> [Set problem]
Copy the full set of lines exactly as given.

> [Data extract]
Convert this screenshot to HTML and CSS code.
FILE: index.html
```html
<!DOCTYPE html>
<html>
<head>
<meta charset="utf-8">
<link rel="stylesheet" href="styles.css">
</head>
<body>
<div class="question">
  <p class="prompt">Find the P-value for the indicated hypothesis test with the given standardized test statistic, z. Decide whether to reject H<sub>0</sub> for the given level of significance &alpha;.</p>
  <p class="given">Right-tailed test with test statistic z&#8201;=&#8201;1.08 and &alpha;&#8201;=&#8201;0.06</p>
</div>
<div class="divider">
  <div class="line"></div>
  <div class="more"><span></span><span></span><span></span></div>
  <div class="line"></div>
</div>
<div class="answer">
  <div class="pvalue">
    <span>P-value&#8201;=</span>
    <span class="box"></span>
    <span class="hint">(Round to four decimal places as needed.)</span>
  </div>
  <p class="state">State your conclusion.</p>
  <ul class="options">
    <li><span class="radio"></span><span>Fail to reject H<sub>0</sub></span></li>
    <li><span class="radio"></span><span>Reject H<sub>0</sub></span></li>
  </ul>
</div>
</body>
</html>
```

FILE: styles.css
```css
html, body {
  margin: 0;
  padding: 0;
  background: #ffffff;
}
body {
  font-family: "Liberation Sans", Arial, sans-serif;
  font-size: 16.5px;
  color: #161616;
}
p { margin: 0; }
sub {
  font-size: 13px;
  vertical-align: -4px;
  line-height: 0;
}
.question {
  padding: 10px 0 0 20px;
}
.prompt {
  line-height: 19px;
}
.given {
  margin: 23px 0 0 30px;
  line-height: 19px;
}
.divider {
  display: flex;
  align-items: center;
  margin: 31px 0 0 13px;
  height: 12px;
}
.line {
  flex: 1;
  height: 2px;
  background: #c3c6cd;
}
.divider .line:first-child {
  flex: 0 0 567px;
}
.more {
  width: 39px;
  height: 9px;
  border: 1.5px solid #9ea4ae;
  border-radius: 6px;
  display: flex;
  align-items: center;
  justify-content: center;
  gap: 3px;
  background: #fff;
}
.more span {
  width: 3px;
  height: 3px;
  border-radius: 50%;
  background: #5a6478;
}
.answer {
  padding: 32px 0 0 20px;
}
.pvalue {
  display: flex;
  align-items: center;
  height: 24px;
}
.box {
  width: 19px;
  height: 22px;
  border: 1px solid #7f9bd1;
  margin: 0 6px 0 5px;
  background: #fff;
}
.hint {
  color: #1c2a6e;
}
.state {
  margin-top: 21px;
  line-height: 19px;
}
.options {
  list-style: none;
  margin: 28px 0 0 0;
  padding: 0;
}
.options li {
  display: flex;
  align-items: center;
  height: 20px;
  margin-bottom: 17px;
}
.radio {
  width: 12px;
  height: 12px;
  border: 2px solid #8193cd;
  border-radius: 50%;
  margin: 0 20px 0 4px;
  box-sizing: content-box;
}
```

> [Expected output]
Convert this screenshot to HTML and CSS code.
FILE: index.html
```html
<!DOCTYPE html>
<html>
<head>
<meta charset="utf-8">
<link rel="stylesheet" href="styles.css">
</head>
<body>
<div class="question">
  <p class="prompt">Find the P-value for the indicated hypothesis test with the given standardized test statistic, z. Decide whether to reject H<sub>0</sub> for the given level of significance &alpha;.</p>
  <p class="given">Right-tailed test with test statistic z&#8201;=&#8201;1.08 and &alpha;&#8201;=&#8201;0.06</p>
</div>
<div class="divider">
  <div class="line"></div>
  <div class="more"><span></span><span></span><span></span></div>
  <div class="line"></div>
</div>
<div class="answer">
  <div class="pvalue">
    <span>P-value&#8201;=</span>
    <span class="box"></span>
    <span class="hint">(Round to four decimal places as needed.)</span>
  </div>
  <p class="state">State your conclusion.</p>
  <ul class="options">
    <li><span class="radio"></span><span>Fail to reject H<sub>0</sub></span></li>
    <li><span class="radio"></span><span>Reject H<sub>0</sub></span></li>
  </ul>
</div>
</body>
</html>
```

FILE: styles.css
```css
html, body {
  margin: 0;
  padding: 0;
  background: #ffffff;
}
body {
  font-family: "Liberation Sans", Arial, sans-serif;
  font-size: 16.5px;
  color: #161616;
}
p { margin: 0; }
sub {
  font-size: 13px;
  vertical-align: -4px;
  line-height: 0;
}
.question {
  padding: 10px 0 0 20px;
}
.prompt {
  line-height: 19px;
}
.given {
  margin: 23px 0 0 30px;
  line-height: 19px;
}
.divider {
  display: flex;
  align-items: center;
  margin: 31px 0 0 13px;
  height: 12px;
}
.line {
  flex: 1;
  height: 2px;
  background: #c3c6cd;
}
.divider .line:first-child {
  flex: 0 0 567px;
}
.more {
  width: 39px;
  height: 9px;
  border: 1.5px solid #9ea4ae;
  border-radius: 6px;
  display: flex;
  align-items: center;
  justify-content: center;
  gap: 3px;
  background: #fff;
}
.more span {
  width: 3px;
  height: 3px;
  border-radius: 50%;
  background: #5a6478;
}
.answer {
  padding: 32px 0 0 20px;
}
.pvalue {
  display: flex;
  align-items: center;
  height: 24px;
}
.box {
  width: 19px;
  height: 22px;
  border: 1px solid #7f9bd1;
  margin: 0 6px 0 5px;
  background: #fff;
}
.hint {
  color: #1c2a6e;
}
.state {
  margin-top: 21px;
  line-height: 19px;
}
.options {
  list-style: none;
  margin: 28px 0 0 0;
  padding: 0;
}
.options li {
  display: flex;
  align-items: center;
  height: 20px;
  margin-bottom: 17px;
}
.radio {
  width: 12px;
  height: 12px;
  border: 2px solid #8193cd;
  border-radius: 50%;
  margin: 0 20px 0 4px;
  box-sizing: content-box;
}
```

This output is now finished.